R Script for Converting RPTL 1590 Reports into Excel Files
Real Property Tax Law 1590 requires that municipalities post their tax rolls, within 10 days of the proposed and final rolls being approved. Below is an R script that will extract the reports into a Shapefile for use in a GIS program or as a Excel Spreadsheet. Previously, I posted a PHP version of this script. Both versions can also be found on my GitHub.
This R script uses three R packages β tidyverse, pdftools and sf. It does not require any external dependencies and should work on Mac OS, Linux or Windows if you have free RStudio program installed.

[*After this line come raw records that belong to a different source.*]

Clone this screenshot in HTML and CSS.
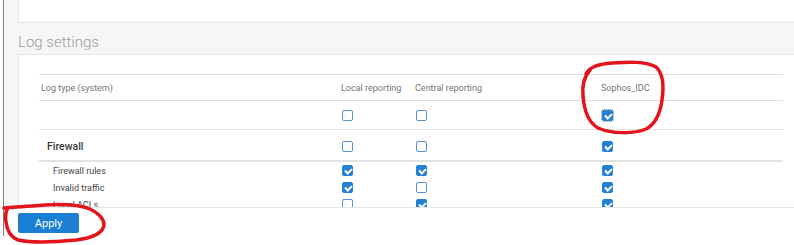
FILE: index.html
```html
<!DOCTYPE html>
<html lang="en">
<head>
  <meta charset="UTF-8">
  <title>Log settings</title>
  <link rel="stylesheet" href="styles.css">
</head>
<body>
  <div class="page">
    <div class="top-panel"></div>
    <h2 class="section-head">Log settings</h2>
    <div class="panel">
      <div class="log-table">
        <div class="row head">
          <div class="cell">Log type (system)</div>
          <div class="cell">Local reporting</div>
          <div class="cell">Central reporting</div>
          <div class="cell">Sophos_IDC</div>
        </div>
        <div class="row all">
          <div class="cell"></div>
          <div class="cell"><span class="cb"></span></div>
          <div class="cell"><span class="cb"></span></div>
          <div class="cell"><span class="cb on focus"></span></div>
        </div>
        <div class="row group">
          <div class="cell name">Firewall</div>
          <div class="cell"><span class="cb"></span></div>
          <div class="cell"><span class="cb"></span></div>
          <div class="cell"><span class="cb on"></span></div>
        </div>
        <div class="row item">
          <div class="cell name">Firewall rules</div>
          <div class="cell"><span class="cb on"></span></div>
          <div class="cell"><span class="cb on"></span></div>
          <div class="cell"><span class="cb on"></span></div>
        </div>
        <div class="row item">
          <div class="cell name">Invalid traffic</div>
          <div class="cell"><span class="cb on"></span></div>
          <div class="cell"><span class="cb"></span></div>
          <div class="cell"><span class="cb on"></span></div>
        </div>
        <div class="row item">
          <div class="cell name">Local ACLs</div>
          <div class="cell"><span class="cb"></span></div>
          <div class="cell"><span class="cb on"></span></div>
          <div class="cell"><span class="cb on"></span></div>
        </div>
      </div>
    </div>
    <div class="actions">
      <button class="btn" type="button">Apply</button>
    </div>
  </div>

  <!-- hand drawn marks on the screenshot -->
  <svg class="marks" width="794" height="245" viewBox="0 0 794 245">
    <path d="M586 74 C590 66 600 64 612 63 C628 62 646 61 656 67 C663 73 664 86 662 100 C660 114 656 124 646 129 C634 134 612 134 598 128 C588 122 584 110 583 96 C582 86 583 78 590 70"/>
    <path d="M4 208 C14 207 30 206 45 205 C62 204 80 205 90 209 C98 213 104 219 104 225 C103 233 92 238 76 240 C56 242 32 243 18 240 C10 237 7 230 6 222 C5 216 5 212 8 208"/>
  </svg>
</body>
</html>
```

FILE: styles.css
```css
* {
  margin: 0;
  padding: 0;
  box-sizing: border-box;
}
body {
  background-color: #fff;
  font-family: Roboto, "Liberation Sans", sans-serif;
  color: #555;
}
.page {
  margin-left: 3px;
  border-left: 1px solid #7d7d7d;
  height: 236px;
  background-color: #f6f6f6;
  display: flex;
  flex-direction: column;
}
.top-panel {
  margin-left: 14px;
  height: 23px;
  background-color: #fff;
  border-left: 1px solid #e6e6e6;
  border-bottom: 1px solid #e6e6e6;
}
.section-head {
  margin-left: 14px;
  height: 32px;
  padding-top: 10px;
  font-size: 15px;
  line-height: 18px;
  font-weight: 300;
  color: #9c9c9c;
  border-bottom: 1px solid #e6e6e6;
}
.panel {
  margin-left: 14px;
  height: 153px;
  background-color: #fff;
  border-left: 1px solid #e6e6e6;
  border-bottom: 1px solid #e6e6e6;
  padding: 19px 11px 0 20px;
  overflow: hidden;
}
.row {
  display: grid;
  grid-template-columns: 300px 74px 186px 1fr;
  align-items: center;
}
.cell {
  padding-left: 2px;
  font-size: 9px;
  white-space: nowrap;
}
.head {
  height: 27px;
  border-top: 1px solid #ddd;
  border-bottom: 1px solid #ddd;
  color: #767676;
}
.all {
  height: 29px;
  border-bottom: 1px solid #e4e4e4;
}
.group {
  height: 32px;
  padding-top: 3px;
  border-bottom: 2px solid #e2e2e2;
}
.group .name {
  padding-left: 8px;
  font-size: 10.5px;
  font-weight: 500;
  color: #3a3a3a;
}
.item {
  height: 17px;
}
.item .name {
  padding-left: 14px;
  font-size: 9px;
  color: #444;
}
.cb {
  display: block;
  position: relative;
  width: 11px;
  height: 11px;
  margin-left: 1px;
  border: 1px solid #5b90d2;
  border-radius: 2px;
  background-color: #fff;
}
.cb.on {
  background-color: #2480d4;
  border-color: #2480d4;
}
.cb.on::after {
  content: "";
  position: absolute;
  left: 2.5px;
  top: 1px;
  width: 3px;
  height: 5px;
  border: solid #fff;
  border-width: 0 2px 2px 0;
  transform: rotate(45deg);
}
.cb.focus {
  outline: 1px dotted #888;
  outline-offset: 0;
}
.actions {
  flex: 1;
  background-color: #fff;
  padding: 5px 0 0 14px;
}
.btn {
  display: block;
  width: 61px;
  height: 20px;
  border: none;
  border-radius: 2px;
  background-color: #1a7fd4;
  color: #fff;
  font-family: Roboto, "Liberation Sans", sans-serif;
  font-size: 11px;
}
.marks {
  position: absolute;
  left: 0;
  top: 0;
  fill: none;
  stroke: #e3141c;
  stroke-width: 3.5;
  stroke-linecap: round;
}
```
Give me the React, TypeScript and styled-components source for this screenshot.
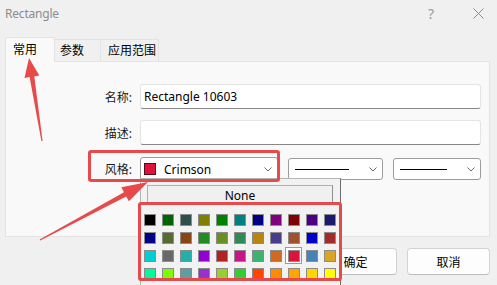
import styled, { createGlobalStyle } from "styled-components";

const GlobalStyle = createGlobalStyle`
  body {
    margin: 0;
    background: #f0f0f0;
    font-family: "Noto Sans", "Noto Sans CJK SC", sans-serif;
  }
`;

const PALETTE = [
  ["#000000", "#006400", "#2F4F4F", "#808000", "#008000", "#008080", "#000080", "#800080", "#800000", "#4B0082", "#191970"],
  ["#00008B", "#556B2F", "#8B4513", "#228B22", "#6B8E23", "#2E8B57", "#B8860B", "#483D8B", "#A0522D", "#0000CD", "#A52A2A"],
  ["#00CED1", "#696969", "#20B2AA", "#9400D3", "#B22222", "#C71585", "#3CB371", "#D2691E", "#DC143C", "#4682B4", "#DAA520"],
  ["#00FA9A", "#7CFC00", "#5F9EA0", "#9932CC", "#9ACD32", "#32CD32", "#FF4500", "#FF8C00", "#FFA500", "#FFD700", "#FFFF00"],
];
const SELECTED = "#DC143C";
const RED = "#e64a4a";

const Dialog = styled.div`
  position: relative;
  width: 497px;
  height: 285px;
  overflow: hidden;
  background: #f0f0f0;
  color: #000;
`;
const TitleBar = styled.div`
  height: 27px;
  display: flex;
  align-items: center;
  padding: 0 13px 0 5px;
`;
const Title = styled.span`
  flex: 1;
  font-size: 12px;
  letter-spacing: -0.2px;
  color: #8c8c8c;
`;
const HelpBtn = styled.span`
  width: 12px;
  margin-right: 36px;
  text-align: center;
  font-size: 14px;
  color: #9a9a9a;
`;
const TabRow = styled.div`
  display: flex;
  align-items: flex-end;
  height: 24px;
  margin-top: 10px;
  padding-left: 5px;
`;
const Tab = styled.div<{ $active?: boolean; $w: number; $pad: number }>`
  position: relative;
  box-sizing: border-box;
  width: ${(p) => p.$w}px;
  height: ${(p) => (p.$active ? 25 : 22)}px;
  margin-bottom: ${(p) => (p.$active ? -1 : 0)}px;
  margin-left: ${(p) => (p.$active ? 0 : -1)}px;
  padding-left: ${(p) => p.$pad}px;
  display: flex;
  align-items: center;
  border: 1px solid #e3e3e3;
  border-bottom: none;
  background: ${(p) => (p.$active ? "#f9f9f9" : "#f0f0f0")};
  z-index: ${(p) => (p.$active ? 1 : 0)};
  font-size: 12px;
  padding-bottom: ${(p) => (p.$active ? 3 : 1)}px;
`;
const Panel = styled.div`
  box-sizing: border-box;
  height: 176px;
  margin: 0 7px 0 5px;
  padding: 22px 10px 0 0;
  border: 1px solid #e3e3e3;
  background: #f9f9f9;
`;
const Form = styled.div`
  display: grid;
  grid-template-columns: 126px 1fr;
  column-gap: 8px;
  grid-template-rows: 25px 25px 26px;
  row-gap: 11px;
  & > :nth-child(4) {
    margin-bottom: -2px;
  }
`;
const Label = styled.label`
  align-self: center;
  text-align: right;
  font-size: 12px;
  color: #1a1a1a;
`;
const TextField = styled.div`
  box-sizing: border-box;
  height: 25px;
  padding: 0 0 0 3px;
  display: flex;
  align-items: center;
  background: #fff;
  border: 1px solid #e5e5e5;
  border-bottom-color: #868686;
  border-radius: 3px;
  font-size: 12px;
`;
const ComboRow = styled.div`
  display: flex;
  align-items: center;
  gap: 10px;
`;
const Combo = styled.div<{ $w: number; $h: number }>`
  box-sizing: border-box;
  width: ${(p) => p.$w}px;
  height: ${(p) => p.$h}px;
  display: flex;
  align-items: center;
  gap: 8px;
  padding: 0 5px 0 3px;
  background: #fff;
  border: 1px solid #9c9c9c;
  border-radius: 3px;
  font-size: 12px;
`;
const ComboSwatch = styled.span<{ $c: string }>`
  width: 12px;
  height: 12px;
  box-sizing: border-box;
  background: ${(p) => p.$c};
  border: 1px solid #5a0a18;
`;
const ComboText = styled.span`
  flex: 1;
`;
const LineSample = styled.span`
  flex: 1;
  height: 1px;
  margin: 0 12px 0 3px;
  background: #000;
`;
const ButtonRow = styled.div`
  display: flex;
  justify-content: flex-end;
  gap: 10px;
  margin-top: 11px;
  padding-right: 7px;
`;
const Button = styled.button`
  box-sizing: border-box;
  width: 83px;
  height: 27px;
  background: #fdfdfd;
  border: 1px solid #d3d3d3;
  border-bottom-color: #bdbdbd;
  border-radius: 4px;
  font-family: inherit;
  font-size: 12px;
  color: #000;
`;
const Popup = styled.div`
  position: absolute;
  left: 140px;
  top: 178px;
  width: 201px;
  height: 120px;
  box-sizing: border-box;
  padding: 6px 0 0 0;
  background: #f2f2f2;
  border: 1px solid #b4b4b4;
  border-right-color: #6e6e6e;
  z-index: 5;
`;
const NoneButton = styled.div`
  box-sizing: border-box;
  width: 186px;
  height: 19px;
  margin-left: 6px;
  display: flex;
  align-items: center;
  justify-content: center;
  background: #f0f0f0;
  border: 1px solid #b0b0b0;
  border-right-color: #8f8f8f;
  border-bottom: none;
  font-size: 12px;
`;
const Grid = styled.div`
  display: grid;
  grid-template-columns: repeat(11, 18px);
  grid-auto-rows: 18px;
  margin-top: 7px;
`;
const Cell = styled.div<{ $sel?: boolean }>`
  box-sizing: border-box;
  display: flex;
  align-items: center;
  justify-content: center;
  width: ${(p) => (p.$sel ? 17 : 18)}px;
  height: ${(p) => (p.$sel ? 17 : 18)}px;
  background: ${(p) => (p.$sel ? "#fff" : "transparent")};
  border: ${(p) => (p.$sel ? "1px solid #9a9a9a" : "none")};
`;
const Swatch = styled.span<{ $c: string }>`
  box-sizing: border-box;
  width: 12px;
  height: 12px;
  background: ${(p) => p.$c};
  border: 1px solid #8c8c8c;
`;
const Highlight = styled.div<{ $x: number; $y: number; $w: number; $h: number }>`
  position: absolute;
  left: ${(p) => p.$x}px;
  top: ${(p) => p.$y}px;
  width: ${(p) => p.$w}px;
  height: ${(p) => p.$h}px;
  box-sizing: border-box;
  border: 3px solid ${RED};
  border-radius: 3px;
  z-index: 8;
  pointer-events: none;
`;
const Annotations = styled.svg`
  position: absolute;
  left: 0;
  top: 0;
  z-index: 9;
  pointer-events: none;
`;

const Chevron = () => (
  <svg width="8" height="5" viewBox="0 0 8 5">
    <path d="M0.5 0.5 L4 4 L7.5 0.5" fill="none" stroke="#6a6a6a" strokeWidth="1" />
  </svg>
);

// tapered arrow from tail to tip
const arrow = (tx: number, ty: number, hx: number, hy: number, headLen: number, headW: number, shaftW: number) => {
  const dx = hx - tx;
  const dy = hy - ty;
  const len = Math.hypot(dx, dy);
  const ux = dx / len;
  const uy = dy / len;
  const px = -uy;
  const py = ux;
  const bx = hx - ux * headLen;
  const by = hy - uy * headLen;
  const pts = [
    [hx, hy],
    [bx + px * headW, by + py * headW],
    [bx + px * shaftW, by + py * shaftW],
    [tx + px * 0.6, ty + py * 0.6],
    [tx - px * 0.6, ty - py * 0.6],
    [bx - px * shaftW, by - py * shaftW],
    [bx - px * headW, by - py * headW],
  ];
  return pts.map((p) => p.map((v) => v.toFixed(1)).join(",")).join(" ");
};

export default function App() {
  return (
    <>
      <GlobalStyle />
      <Dialog>
        <TitleBar>
          <Title>Rectangle</Title>
          <HelpBtn>?</HelpBtn>
          <svg width="11" height="11" viewBox="0 0 11 11">
            <path d="M0.5 0.5 L10.5 10.5 M10.5 0.5 L0.5 10.5" stroke="#8a8a8a" strokeWidth="1" />
          </svg>
        </TitleBar>
        <TabRow>
          <Tab $active $w={50} $pad={7}>常用</Tab>
          <Tab $w={47} $pad={5}>参数</Tab>
          <Tab $w={59} $pad={7}>应用范围</Tab>
        </TabRow>
        <Panel>
          <Form>
            <Label>名称:</Label>
            <TextField>Rectangle 10603</TextField>
            <Label>描述:</Label>
            <TextField />
            <Label>风格:</Label>
            <ComboRow>
              <Combo $w={138} $h={25}>
                <ComboSwatch $c={SELECTED} />
                <ComboText>Crimson</ComboText>
                <Chevron />
              </Combo>
              <Combo $w={95} $h={22}>
                <LineSample />
                <Chevron />
              </Combo>
              <Combo $w={88} $h={22}>
                <LineSample />
                <Chevron />
              </Combo>
            </ComboRow>
          </Form>
        </Panel>
        <ButtonRow>
          <Button>确定</Button>
          <Button>取消</Button>
        </ButtonRow>

        <Popup>
          <NoneButton>None</NoneButton>
          <Grid>
            {PALETTE.flat().map((c) => (
              <Cell key={c} $sel={c === SELECTED}>
                <Swatch $c={c} />
              </Cell>
            ))}
          </Grid>
        </Popup>

        <Highlight $x={88} $y={150} $w={192} $h={32} />
        <Highlight $x={138} $y={202} $w={204} $h={79} />
        <Annotations width="497" height="285">
          <polygon points={arrow(42, 141, 29, 58, 19, 7.5, 2.4)} fill={RED} />
          <polygon points={arrow(40, 240, 148, 182, 26, 8, 2.4)} fill={RED} />
        </Annotations>
      </Dialog>
    </>
  );
}
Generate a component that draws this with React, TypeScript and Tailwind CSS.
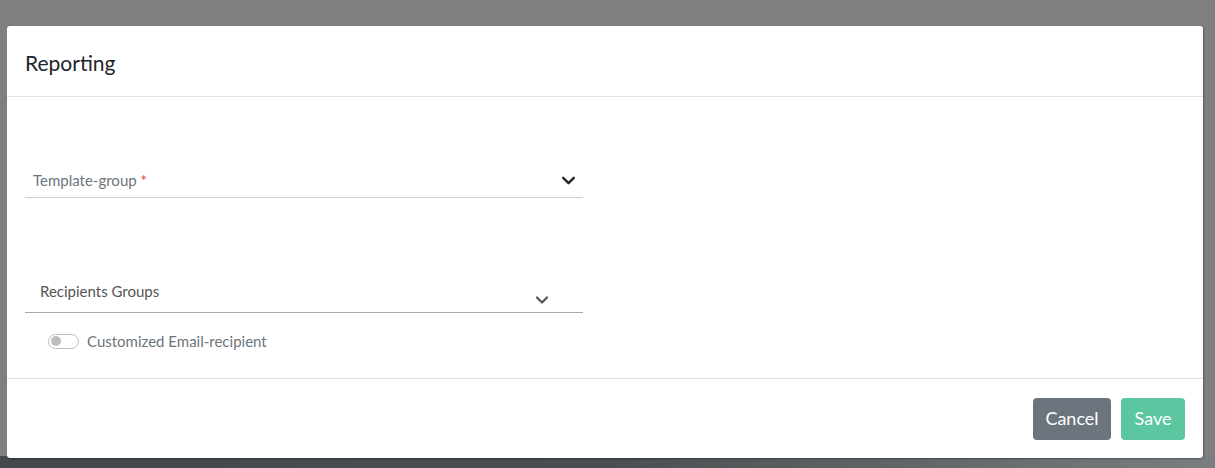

You can install the required R packages using: lapply(c('tidyverse', 'pdftools', 'sf'), install.packages)
library(pdftools)
library(tidyverse)
library(sf)
pdf.text <- pdftools::pdf_text('knox_2022_final_roll.pdf')
tax.rolls <- pdf.text %>%
str_split('\\*{5,}') %>%
map(~str_trim(.))
tax.rolls <- unlist(tax.rolls, recursive = F)
tax.rolls <-
tax.rolls[str_length(tax.rolls) > 50 &
!grepl('STATE OF NEW YORK',
tax.rolls) ]
tax.rolls.formatted <-
tibble(text = tax.rolls) %>%
transmute(taxid = str_extract(text, '^.*?\\n.(.*?) ', group = 1),
property.address = str_extract(text, '^(.*?)(\\n| {2,})', group = 1),
owner = str_extract(text, '(.*?\n){2}(.*?) {2}', group=2),
acres = str_extract(text, 'ACRES *?((\\d|.)*) ', group = 1) %>%
parse_number,
property.type = str_extract(text, '^.*?\\n.*? {2,}(.*?) {2,}', group = 1),
school.district = str_extract(text, '(.*?\n){2}(.*?) {2,}(.*?) {2,}', group=3),
deed.book = str_extract(text, 'DEED BOOK(.*?)(\n| {6,})', group=1) %>% str_replace('\\s{2,}',' ') %>% str_trim,
owner.address = str_extract(text, '(.*?\n){3}(.*?) {2}', group=2),
owner.address2 = str_extract(text, '(.*?\n){4}(.*?) {2}', group=2),
owner.address3 = str_extract(text, '(.*?\n){5}(.*?) {2}', group=2),
land.assessment = str_extract(text, '(.*?\n){2}(.*?) {3,}(.*?) {2,}(.*?) {2,}', group=4) %>%
parse_number,
total.assessment = str_extract(text, 'TOWN.*?VALUE {4,}(.*?)\n', group=1) %>%
parse_number,
full.market.value = str_extract(text, 'FULL.*?MARKET.*?VALUE *?(.*?)(\\n|$)', group=1) %>%
parse_number,
town.taxable.value = str_extract(text, 'TOWN.*?TAXABLE.*?VALUE(.*?)\n', group = 1) %>%
parse_number,
city.taxable.value = str_extract(text, 'CITY.*?TAXABLE.*?VALUE(.*?)\n', group = 1) %>%
parse_number,
county.taxable.value = str_extract(text, 'COUNTY TAXABLE VALUE(.*?)\n', group = 1) %>%
parse_number,
school.taxable.value = str_extract(text, 'SCHOOL.*?TAXABLE.*?VALUE(.*?)\n', group = 1) %>%
parse_number,
ag.dist.law = paste(str_extract(text,
'(MAY BE SUBJECT TO PAYMENT)', group=1),
str_extract(text,
'(UNDER .*?) {2,}', group=1)
),
north = str_extract(text, 'NRTH-(\\d*)', group=1) %>%
parse_number %>% replace_na(0),
east = str_extract(text, 'EAST-(\\d*)', group=1) %>%
parse_number %>% replace_na(0),
) %>%
# ny long island crs 32014, ny east crs 32015, ny central crs 32016, ny west crs 32017
st_as_sf(coords=c('east','north'), crs=32015)
tax.rolls.formatted %>%
write_sf('/tmp/taxroll.shp')
tax.rolls.formatted %>%
write_sf('/tmp/taxroll.csv')